Болел отец все лето, во все время горячих работ. Жена, мать и сестра уходили на целые дни, с детьми оставался он один. Феде был четвертый год, а Нюше около года. Отец не мог передвигаться даже по избе, поэтому девчонка часто целый день была не кормлена. Если ее оставляли утром в зыбке, то так она целый день в ней и находилась, замочившись и испачкавшись.
На второй или третьей неделе пребывания в Ярославле, в казарме, я заболел. Когда почувствовал себя худо, я попросился у взводного в околоток[265]
. Он мне дал сопровождающего солдата и предупредил, что если меня в околотке больным не признают, то поставит меня под ружье.На мое счастье, когда я ожидал в околотке, туда пришли какие-то военные врачи для обследования. Один из них спросил меня, зачем я тут. Когда я сказал, что болен, он посмотрел мне в рот. Потом по его требованию принесли тазик и какой-то инструмент, который он ввел мне в рот, и у меня оттуда хлынула кровь. Потом он приказал отвести меня наверх. Помню, там были несколько голых деревянных коек, на одну из которых меня положили, и я потерял сознание.
Меня растревожил какой-то солдат. Мне представилось, что я тут уже давно, и я спросил солдата, сколько дней я тут нахожусь? «Что ты, — ответил он, — ты же только сегодня из роты, сейчас я поведу тебя в лазарет».
И мы пошли. Он повел меня за руку. Мне это показалось смешным, я чувствовал себя почти здоровым и сказал ему, что вести меня не нужно, я пойду сам. Но едва он отпустил мою руку, как меня повело в сторону, как пьяного, и если бы он не поспешил меня подхватить, то я упал бы. Больше я от его помощи уже не отказывался.
Пришли мы в какой-то неотапливаемый подвал (а на дворе был мороз). Тут мне пришлось снять всю свою одежду, включая белье, и надеть лазаретную. Только после этого привели меня в палату и положили на койку. Тут я сразу же опять впал в беспамятство и очнулся лишь через три дня настолько ослабшим, что и кормили меня лежачего.

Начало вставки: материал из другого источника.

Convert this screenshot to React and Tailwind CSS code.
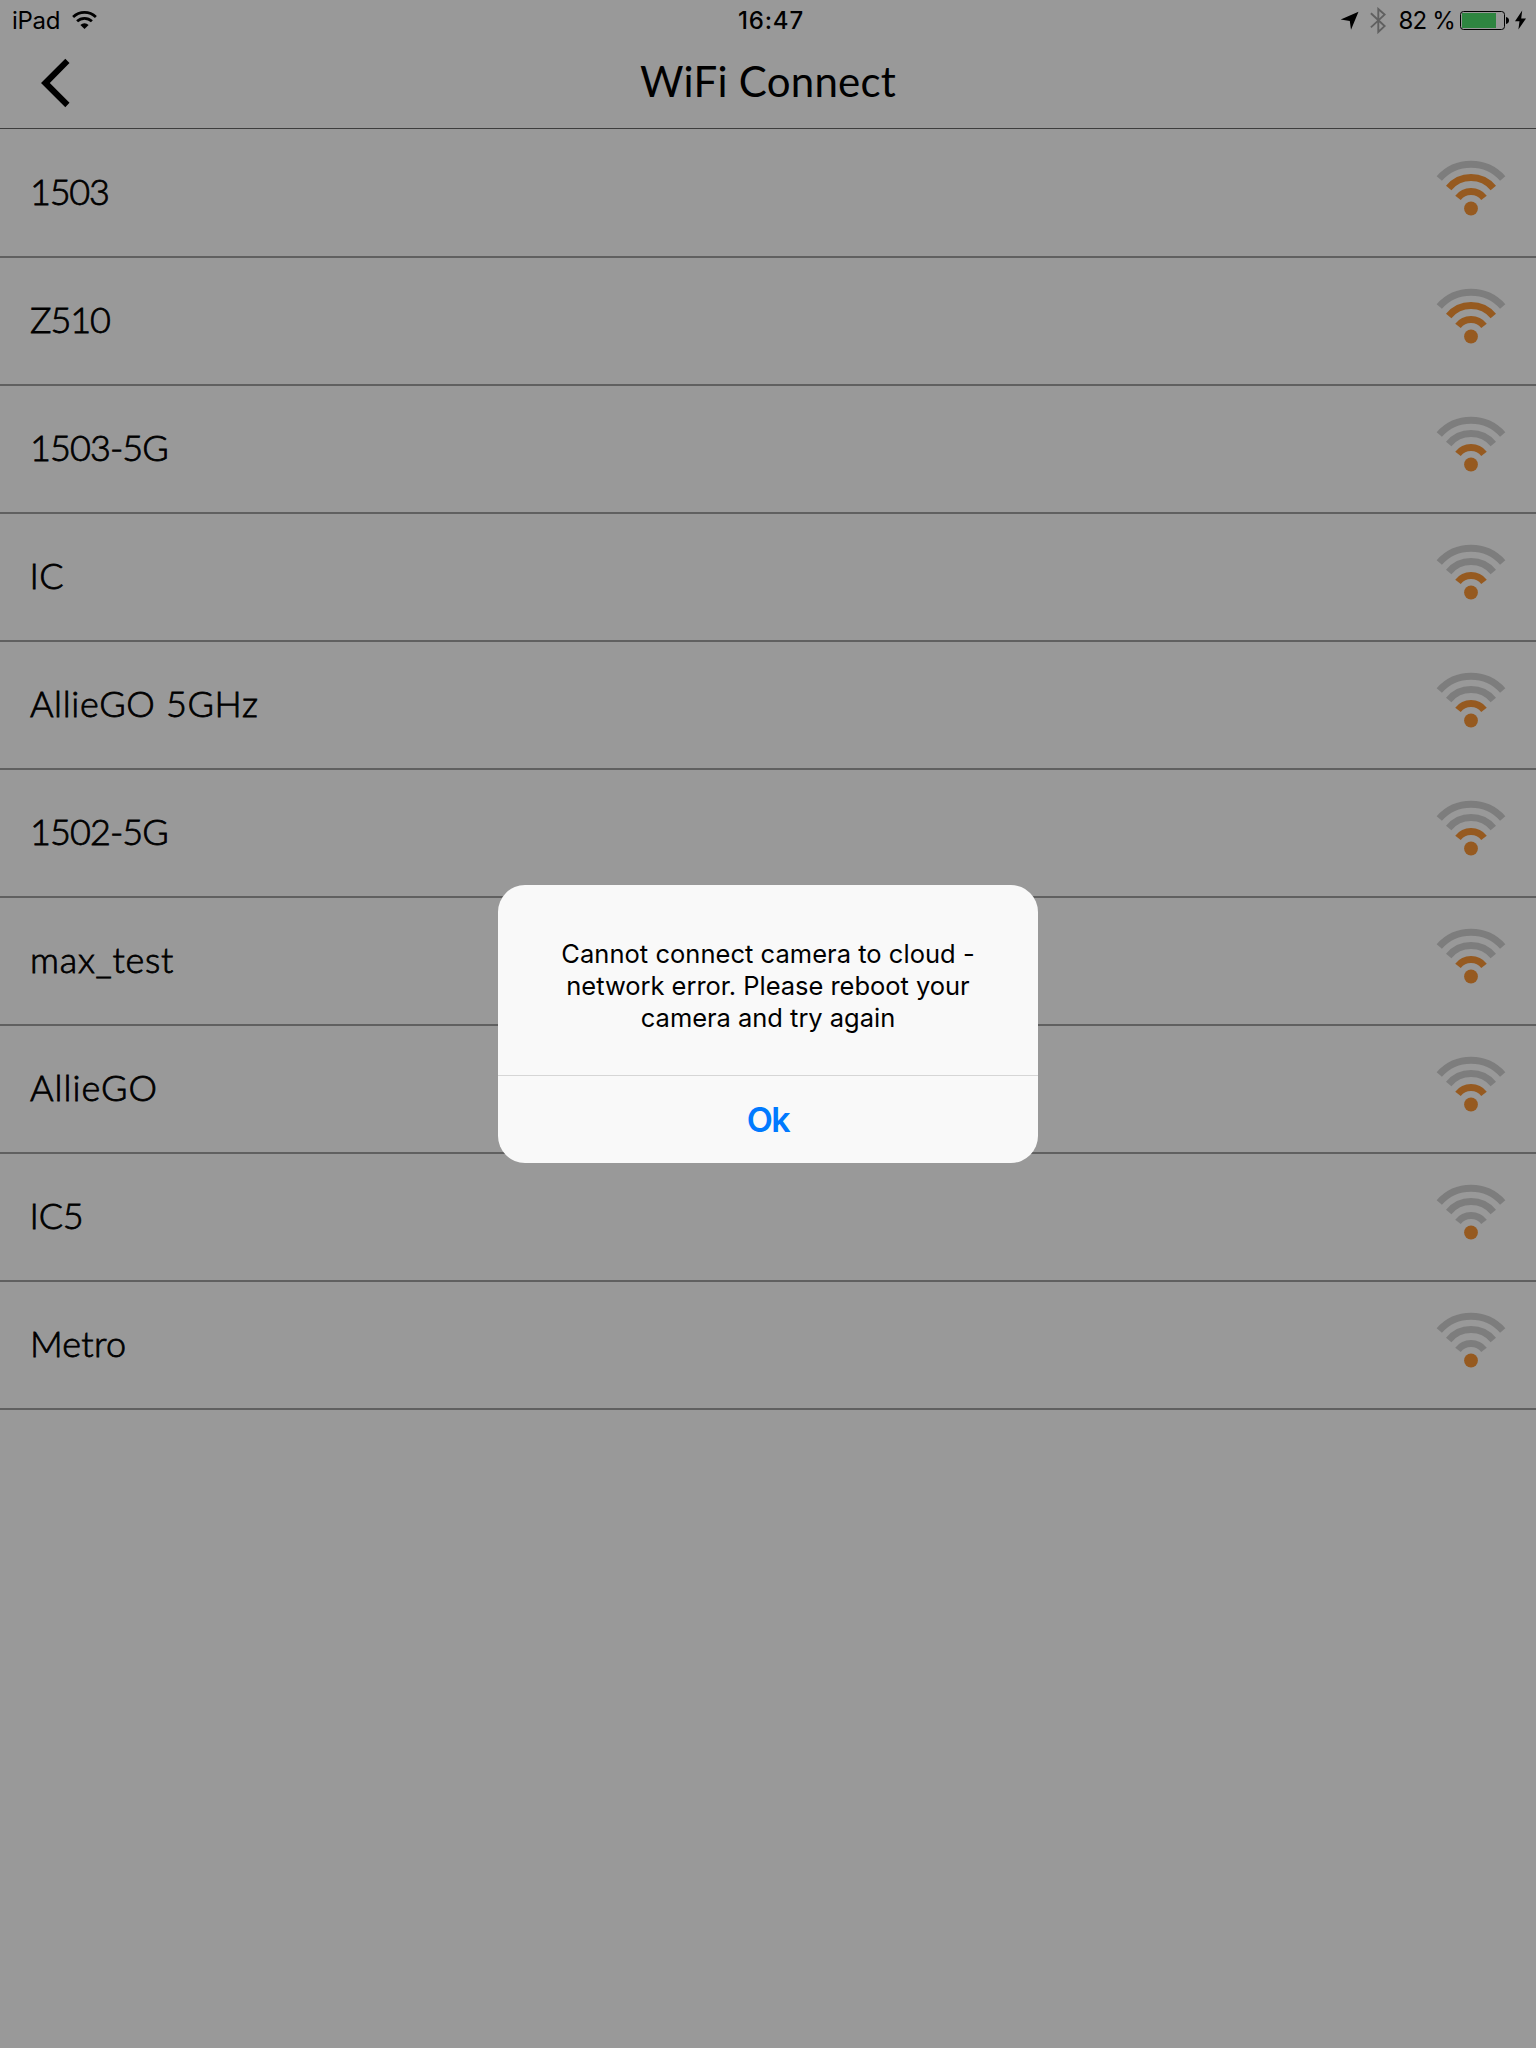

Как только мне разрешили вставать, я попросил чернила, ручку и бумаги и первым делом стал писать письмо жене. Писал его с большим трудом: руки дрожали, сидеть долго не мог, приходилось ложиться, чтобы набраться сил и опять продолжать писать. И в остальные дни, проведенные в лазарете, я почти только тем и занимался, что писал домой письма. Мне очень хотелось, чтобы меня по слабости здоровья хоть ненадолго отпустили домой. Лечившему меня доктору я сказал и о своей хромоте. Он долго и внимательно смотрел, но на комиссию меня все же не направил. Потом фельдшер мне говорил, что он просто не посмел этого сделать: по национальности он был немец, Штерн, а немцев тогда за малейший пустяк обвиняли в измене.
На 18-й день он выписал меня в роту. Я был так слаб, что меня пошатывало. В роте лестницу в три ступени едва одолел. Если бы меня погнали на строевые занятия, то я наверняка бы получил осложнение, как мне и пророчил фельдшер. Но я опять был оставлен портняжить и опять без всякого учета и контроля, благодаря этому выправился.